I’m determined to find a way to use my anger for good.
It’s simple but it’s not easy. Simple to understand. Difficult to execute — just like my biggest question of all:
How do I remain hopeful in a world that has broken my heart?
Maybe I need to take a page from my own playbook. The one that came in handy during cancer. The one I STARTED to write years earlier when my husband and I desperately wanted a second child but were beginning to lose hope after I suffered 6 miscarriages. I tried making a pact with myself after the 4th miscarriage: “Just don’t get your hopes up this time.”
But no matter how hard I tried to keep it at bay, hope still appeared. I didn’t have control over my hope. It had control over me. Like leaves growing back in the spring. There was no stopping it from returning. It’s nature. And nothing can stop nature.
We did eventually have a second baby- Ben — who we lovingly refer to as our miracle baby.
Now, watching two highly qualified women leaders *almost* become president over the past decade, but NOT, has drained my hope tank once again. To finally see leaders whose policies and values represent me, and who had the experience to lead, be attacked and belittled instead, was painful.
But, I no longer resist hope out of fear I won’t be able to handle the disappointment.
I leave the door open. I welcome hope’s return.
I choose to believe–then and now– that in the darkness of winter, spring will come.
So… I’m doing the work to choose hope. To find it again. For now, for me, that looks like resting and grieving what we’ve lost in this election. I can’t skip this step. I have to tend to my well-being with vigor so that I can tend to my convictions with that same vigor.
I’m returning to the surest formula I know to get me out of a funk and back to hope:
Don’t rush. Take your time. Trust the process.
Get healthy.
Do something nice for someone else.
Serve.
Meditate.
Get out of your own head.
Don’t believe everything you think.
Write.
Spend time with supportive and inspiring people.
Today, YOU are those supportive and inspiring people. Thank you for being here with me.
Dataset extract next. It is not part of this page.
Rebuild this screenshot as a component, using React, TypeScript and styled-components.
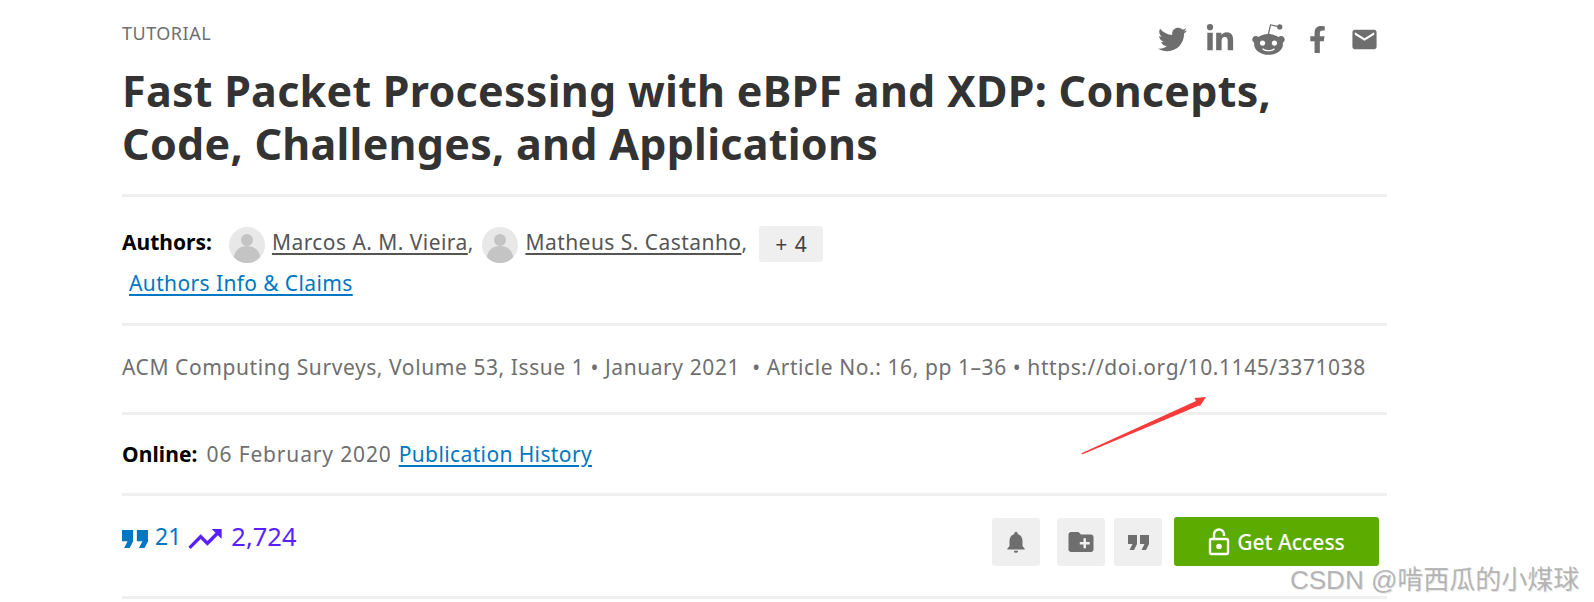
import React from "react";
import styled, { createGlobalStyle } from "styled-components";
import { FaTwitter, FaLinkedinIn, FaRedditAlien, FaFacebookF } from "react-icons/fa";
import { MdEmail, MdTrendingUp, MdNotifications, MdCreateNewFolder } from "react-icons/md";

const Global = createGlobalStyle`
  html, body { margin: 0; padding: 0; background: #fff; }
  body { width: 1594px; height: 602px; overflow: hidden; position: relative; font-family: "Noto Sans", "Open Sans", sans-serif; }
`;

const Page = styled.main`
  width: 1265px;
  margin-left: 122px;
`;

const TopRow = styled.div`
  display: flex;
  justify-content: space-between;
  align-items: flex-start;
  height: 64px;
  padding: 22px 11px 0 0;
  box-sizing: border-box;
`;

const Kicker = styled.span`
  font-size: 18px;
  line-height: 22px;
  color: #6f6f6f;
  letter-spacing: 0.5px;
`;

const Social = styled.div`
  display: flex;
  align-items: center;
  height: 32px;
  margin-top: 1px;
  color: #6e6e6e;
  svg { flex: none; }
`;

const SocialSlot = styled.span<{ $w: number; $ml: number }>`
  display: flex;
  justify-content: center;
  width: ${(p) => p.$w}px;
  margin-left: ${(p) => p.$ml}px;
`;

const Title = styled.h1`
  margin: 0;
  font-size: 43px;
  line-height: 53px;
  font-weight: 700;
  color: #333;
  letter-spacing: 0.27px;
  padding-bottom: 24px;
`;

const Rule = styled.hr`
  border: 0;
  height: 3px;
  background: #efefef;
  margin: 0;
`;

const Authors = styled.section`
  padding-top: 30px;
  height: 126px;
  box-sizing: border-box;
`;

const AuthorLine = styled.div`
  display: flex;
  align-items: center;
  height: 36px;
  font-size: 21px;
  color: #555;
`;

const Label = styled.b`
  color: #000;
  font-size: 21px;
  font-weight: 700;
`;

const RaisedLabel = styled(Label)`
  padding-bottom: 6px;
  margin-right: 17px;
`;

const OnlineLabel = styled(Label)`
  letter-spacing: 0.1px;
  margin-right: 9px;
`;

const DateText = styled.span`
  letter-spacing: 0.85px;
  margin-right: 7px;
`;

const Avatar = styled.svg`
  width: 36px;
  height: 36px;
  border-radius: 50%;
  margin-right: 7px;
  flex: none;
`;

const AuthorLink = styled.a`
  color: #555;
  text-decoration: underline;
  text-underline-offset: 3px;
  letter-spacing: 0.45px;
  padding-bottom: 6px;
`;

const Comma = styled.span`
  margin-right: 9px;
  padding-bottom: 6px;
`;

const More = styled.span`
  display: flex;
  align-items: center;
  justify-content: center;
  width: 64px;
  height: 36px;
  margin: 0 0 2px 3px;
  background: #efefef;
  border-radius: 3px;
  font-size: 21px;
  color: #444;
  word-spacing: 2px;
`;

const Link = styled.a<{ $indent?: number }>`
  color: #0077c2;
  text-decoration: underline;
  text-underline-offset: 3px;
  font-size: 21px;
  letter-spacing: 0.38px;
  margin-left: ${(p) => p.$indent ?? 0}px;
`;

const InfoLine = styled.div`
  display: block;
  margin-top: 6px;
  line-height: 28px;
`;

const Meta = styled.section<{ $h: number; $pb: number }>`
  display: flex;
  align-items: center;
  box-sizing: border-box;
  height: ${(p) => p.$h}px;
  padding-bottom: ${(p) => p.$pb}px;
  font-size: 21px;
  color: #6f6f6f;
  letter-spacing: 0.58px;
  white-space: pre;
`;

const Bottom = styled.section`
  display: flex;
  justify-content: space-between;
  height: 100px;
  box-sizing: border-box;
  padding-top: 21px;
`;

const Metrics = styled.div`
  display: flex;
  align-items: flex-start;
  line-height: 40px;
  height: 40px;
  margin-top: -1px;
`;

const Metric = styled.span<{ $c: string; $size: number; $gap: number; $mr: number }>`
  display: flex;
  align-items: center;
  gap: ${(p) => p.$gap}px;
  color: ${(p) => p.$c};
  font-size: ${(p) => p.$size}px;
  margin-right: ${(p) => p.$mr}px;
  svg { flex: none; }
`;

const TrendIcon = styled(MdTrendingUp)`
  transform: translateY(3px);
`;

const QuoteGlyph = styled.svg<{ $w: number }>`
  width: ${(p) => p.$w}px;
  height: ${(p) => (p.$w * 10) / 14}px;
  fill: currentColor;
  flex: none;
`;

const LoweredQuote = styled(QuoteGlyph)`
  margin-top: 6px;
`;

const Actions = styled.div`
  display: flex;
  align-items: flex-start;
  padding-right: 8px;
`;

const IconButton = styled.span<{ $mr: number }>`
  display: flex;
  align-items: center;
  justify-content: center;
  width: 48px;
  height: 48px;
  margin: 1px ${(p) => p.$mr}px 0 0;
  border-radius: 3px;
  background: #efefef;
  color: #6e6e6e;
  svg { flex: none; }
`;

const Access = styled.span`
  display: flex;
  align-items: center;
  justify-content: center;
  gap: 7px;
  width: 205px;
  height: 49px;
  border-radius: 3px;
  background: #5bab00;
  color: #fff;
  font-size: 21px;
  font-weight: 500;
`;

const Arrow = styled.svg`
  position: absolute;
  left: 1060px;
  top: 380px;
`;

const Watermark = styled.span`
  position: absolute;
  left: 1290px;
  top: 564px;
  font-family: "Liberation Sans", "Noto Sans CJK SC", sans-serif;
  font-size: 26px;
  line-height: 32px;
  color: rgba(165, 165, 165, 0.8);
  text-shadow: 1px 1px 0 rgba(120,120,120,.2);
  white-space: nowrap;
`;

const Person = () => (
  <Avatar viewBox="0 0 36 36">
    <rect width="36" height="36" fill="#e8e8e8" />
    <circle cx="18" cy="13" r="6" fill="#c4c4c4" />
    <ellipse cx="18" cy="30" rx="13" ry="11" fill="#c4c4c4" />
  </Avatar>
);

const quotePath = "M6 17h3l2-4V7H5v6h3zm8 0h3l2-4V7h-6v6h3z";

export default function App() {
  return (
    <>
      <Global />
      <Page>
        <TopRow>
          <Kicker>TUTORIAL</Kicker>
          <Social>
            <SocialSlot $w={29} $ml={0}><FaTwitter size={29} /></SocialSlot>
            <SocialSlot $w={27} $ml={19}><FaLinkedinIn size={30} /></SocialSlot>
            <SocialSlot $w={34} $ml={18}><FaRedditAlien size={35} /></SocialSlot>
            <SocialSlot $w={16} $ml={24}><FaFacebookF size={27} /></SocialSlot>
            <SocialSlot $w={24} $ml={27}><MdEmail size={29} /></SocialSlot>
          </Social>
        </TopRow>
        <Title>
          Fast Packet Processing with eBPF and XDP: Concepts,
          <br />
          Code, Challenges, and Applications
        </Title>
        <Rule />
        <Authors>
          <AuthorLine>
            <RaisedLabel>Authors:</RaisedLabel>
            <Person />
            <AuthorLink>Marcos A. M. Vieira</AuthorLink>
            <Comma>,</Comma>
            <Person />
            <AuthorLink>Matheus S. Castanho</AuthorLink>
            <Comma>,</Comma>
            <More>+ 4</More>
          </AuthorLine>
          <InfoLine>
            <Link $indent={7}>Authors Info &amp; Claims</Link>
          </InfoLine>
        </Authors>
        <Rule />
        <Meta $h={86} $pb={4}>ACM Computing Surveys, Volume 53, Issue 1 • January 2021  • Article No.: 16, pp 1–36 • https://doi.org/10.1145/3371038</Meta>
        <Rule />
        <Meta $h={78} $pb={0}>
          <OnlineLabel>Online:</OnlineLabel>
          <DateText>06 February 2020</DateText>
          <Link>Publication History</Link>
        </Meta>
        <Rule />
        <Bottom>
          <Metrics>
            <Metric $c="#0077c2" $size={23} $gap={7} $mr={4}>
              <LoweredQuote $w={26} viewBox="5 7 14 10"><path d={quotePath} /></LoweredQuote>
              21
            </Metric>
            <Metric $c="#5a1fff" $size={25.5} $gap={6} $mr={0}>
              <TrendIcon size={40} />
              2,724
            </Metric>
          </Metrics>
          <Actions>
            <IconButton $mr={17}><MdNotifications size={26} /></IconButton>
            <IconButton $mr={9}><MdCreateNewFolder size={30} /></IconButton>
            <IconButton $mr={12}>
              <QuoteGlyph $w={21} viewBox="5 7 14 10"><path d={quotePath} /></QuoteGlyph>
            </IconButton>
            <Access>
              <svg width="22" height="28" viewBox="0 0 22 28" fill="none" stroke="#fff" strokeWidth="2.4">
                <rect x="2" y="11" width="18" height="15" rx="1.5" />
                <path d="M6 11V6.5a5 5 0 0 1 10 0V8" />
                <circle cx="11" cy="18.5" r="1.6" fill="#fff" />
              </svg>
              Get Access
            </Access>
          </Actions>
        </Bottom>
        <Rule />
      </Page>
      <Arrow width="160" height="90" viewBox="0 0 160 90">
        <path d="M21.5 73.2 L136 21 L134.5 18 L146 17 L140 26 L139 25.5 L22 74.6 Z" fill="#f93a3a" />
      </Arrow>
      <Watermark>CSDN @啃西瓜的小煤球</Watermark>
    </>
  );
}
My hope for each of you is that whatever season you are facing, and whatever feels are “up” for you, each of you will make your way through the darkness you face with little bits (or heaping gobs) of joy and sun breaks along the way.
May your best days be in front of you, not behind you.
With love,
-Mitch Shepard
How Does Storytime Work?
I read a story. you get cozy and listen. Then, I host a discussion.
It’s simple.
Sign up here if you’d like to hear about the next one: https://share.hsforms.com/1yCcgt1pTTq2A5iE_0WkKfwc80wp
Question Prompts:
What did this story bring up for you? What resonated?
How are YOU navigating these days (around whatever season or challenges you are up against)?
Is anything keeping you stuck? Do you want to do anything differently? If so, what?
How do breakouts work?
You may wish to reflect quietly or journal instead. That is your choice. No judgement!
But if you wish to join a breakout, please do!
Breakout groups of 5 per group — random assortment. (simply opt to come back to the main session if you do not wish to join).
Three Ground Rules for Breakouts:
Listen
Listen with genuine curiosity and empathy, without judgment–with your eyes, ears, and heart.
Your role is just to listen, support, validate, and care about each other as humans! That’s it. Easy, right?
Respect
Respect each other by sharing the airtime. Can someone in each group please manage the time and divide it up equally, based on how many folks are in each group? Thanks!
There is space for everyone to feel and think differently. Your job (when you are listening) is not to solve anything for anyone. It’s not about giving advice, debating, or questioning WHY. Just be present.
Share
This is a place to connect. Share what is up for you in this season of life, and how you are navigating. This might feel scary or awkward for some and easy for others. I invite you to share, no matter how easy or tough it might feel. We are all here to listen. You do you.